Once at Guanacos, we ran into a guided party that we'd met at BC several days prior, led by Joe Butler from Mountain Trip. They were planning to leave the next day, so they agreed to let us cache our supplies in their site, guaranteeing the safety of our stuff and a pretty nice campsite when we showed up the next day (they were camped just across the 'creek' that ran through camp...snow and ice melt)! Anyhow, we unpacked our stuff and chilled for a little while, chatting with the folks at the campsite. After an hour or so, we decided to head back down and we booked it back to C1. We weren't in any particular hurry...just wanted to see how long it would take if we hurried; I made it in just over an hour.
Once back at camp, things were pretty normal. Just chilled and ate and drank. Again, we got some free food...Luco's group gave us each a quesadilla! The weather report, received at 7:00, said basically the same thing as the report from the day before...the 13th was going to be our day. After getting the weather, we called it quits for the day and retired to the tent. The wind was much less on this evening, though I still didn't sleep well. Damn altitude!
For the first few days of our trip we'd thought to try the Polish Traverse, but we changed our minds after speaking with several different guides that had been there before. They said, considering the amount of wind that was predicted, we'd be better off going the Guanacos route because the campsites were more protected from the wind. That being said, it was still pretty windy. Another consideration is the altitude of the various camps...Polish camp is at ~18,300 ft, without another camp between there and the summit. Guanacos is at ~18,450 ft, with Camp Cholera (at ~19,500 ft) along the way to the summit. If you are worried about wind or acclimatizing, then I'd say that Guanacos is the way to go.
Day 8 - Move to Guanacos - 11 DEC 12So, we woke up this day and not much had changed. We had breakfast (not so awesome), it was kinda windy, and we waited for the 'stream' to thaw enough to get some water. In the meantime, we broke camp and packed up another cache (this one was to be left side of C1...we stored it at the base of a large rockfall/scravalanche on the west side of C1 at base of a 'canyon' in the cliff face). Eventually, we left and hiked back up to Col Ameghino.
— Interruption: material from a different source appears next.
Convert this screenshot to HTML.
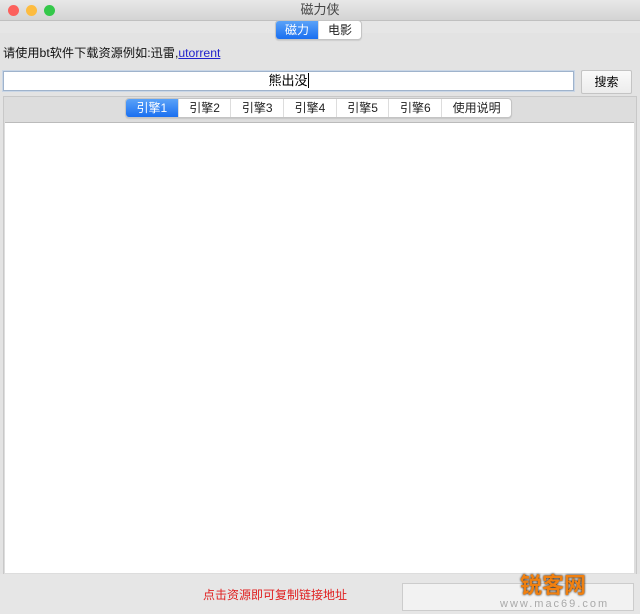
<!DOCTYPE html>
<html><head><meta charset="utf-8"><style>
body{margin:0;width:640px;height:614px;background:#e6e6e6;font-family:"Liberation Sans","Noto Sans CJK SC",sans-serif;font-size:12px;position:relative;overflow:hidden}
.abs{position:absolute}
.title{left:0;top:0;width:640px;height:20px;background:linear-gradient(#e8e8e8,#d4d4d4);border-bottom:1px solid #c0c0c0;text-align:center;line-height:20px;font-size:13px;color:#444}
.dot{top:5px;width:11px;height:11px;border-radius:50%}
.seg{display:flex;border:1px solid #c4c4c4;border-radius:4px;background:#fff;overflow:hidden;box-shadow:0 1px 1px rgba(0,0,0,.1)}
.seg div{padding:0 10.5px;border-right:1px solid #ddd;line-height:18px;font-size:12px;color:#222}
.seg .on{background:linear-gradient(#5aa2f8,#1a6ff0);color:#fff}
</style></head><body>
<div class="abs title">磁力侠</div>
<div class="abs dot" style="left:8px;background:#fc605c"></div>
<div class="abs dot" style="left:26px;background:#fdbc40"></div>
<div class="abs dot" style="left:44px;background:#34c84a"></div>
<div class="abs" style="left:0;top:33px;width:640px;height:581px;background:#e3e3e3"></div>
<div class="abs seg" style="left:275px;top:20px"><div class="on" style="padding:0 9px">磁力</div><div style="border:none;padding:0 9px">电影</div></div>
<div class="abs" style="left:3px;top:43px;font-size:12.2px;color:#111">请使用bt软件下载资源例如:迅雷,<span style="color:#2222cc;text-decoration:underline">utorrent</span></div>
<div class="abs" style="left:3px;top:71px;width:569px;height:18px;background:#fff;border:1px solid #9fb3cc;box-shadow:0 0 0 1px #c9d6e6;text-align:center;line-height:18px;font-size:13px">熊出没<span style="border-left:1px solid #000"></span></div>
<div class="abs" style="left:581px;top:70px;width:49px;height:22px;background:linear-gradient(#fafafa,#ececec);border:1px solid #c4c4c4;border-radius:2px;text-align:center;line-height:22px">搜索</div>
<div class="abs" style="left:3px;top:96px;width:632px;height:477px;border:1px solid #c8c8c8;background:#ddd"></div>
<div class="abs" style="left:5px;top:122px;width:629px;height:450px;background:#fff;border-top:1px solid #bbb"></div>
<div class="abs seg" style="left:125px;top:98px"><div class="on">引擎1</div><div>引擎2</div><div>引擎3</div><div>引擎4</div><div>引擎5</div><div>引擎6</div><div style="border:none">使用说明</div></div>
<div class="abs" style="left:0;top:574px;width:640px;height:40px;background:#e6e6e6"></div>
<div class="abs" style="left:203px;top:586px;color:#e02020;font-size:12px">点击资源即可复制链接地址</div>
<div class="abs" style="left:402px;top:583px;width:230px;height:26px;background:#f2f2f2;border:1px solid #ccc"></div>
<div class="abs" style="left:520px;top:568px;font-size:22px;font-weight:bold;color:#f08010;text-shadow:0 0 2px #000">锐客网</div>
<div class="abs" style="left:500px;top:598px;font-size:11px;color:#aaa;letter-spacing:2px">www.mac69.com</div>
</body></html>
Again, Matt was out in front and, as we had previously discussed, he found another cache location. The cache contained my Trango 3.1, Matt's Primus stove w/ fuel as well as a few other things. The reasoning behind this cache was that, if the tent or stove we were bringing with us got trashed somehow, we had a replacement within quick reach (this came back to bite us in the ass). We linked back up on the far side of the Col and continued towards Guanacos. For reasons unknown, I had been having trouble keeping my hands warm (I'm sure it had something to do with the altitude and the high winds) and this day was proving to be one of those times. Regardless, cold hands didn't prevent me from making Guanacos (I mean, seriously?), but I did have trouble using numb fingers to set camp. Lucky for me, a kind guide gave me a Nalgene full of boiling water and after 5-10 minutes, full feeling returned to my poor hands...heh.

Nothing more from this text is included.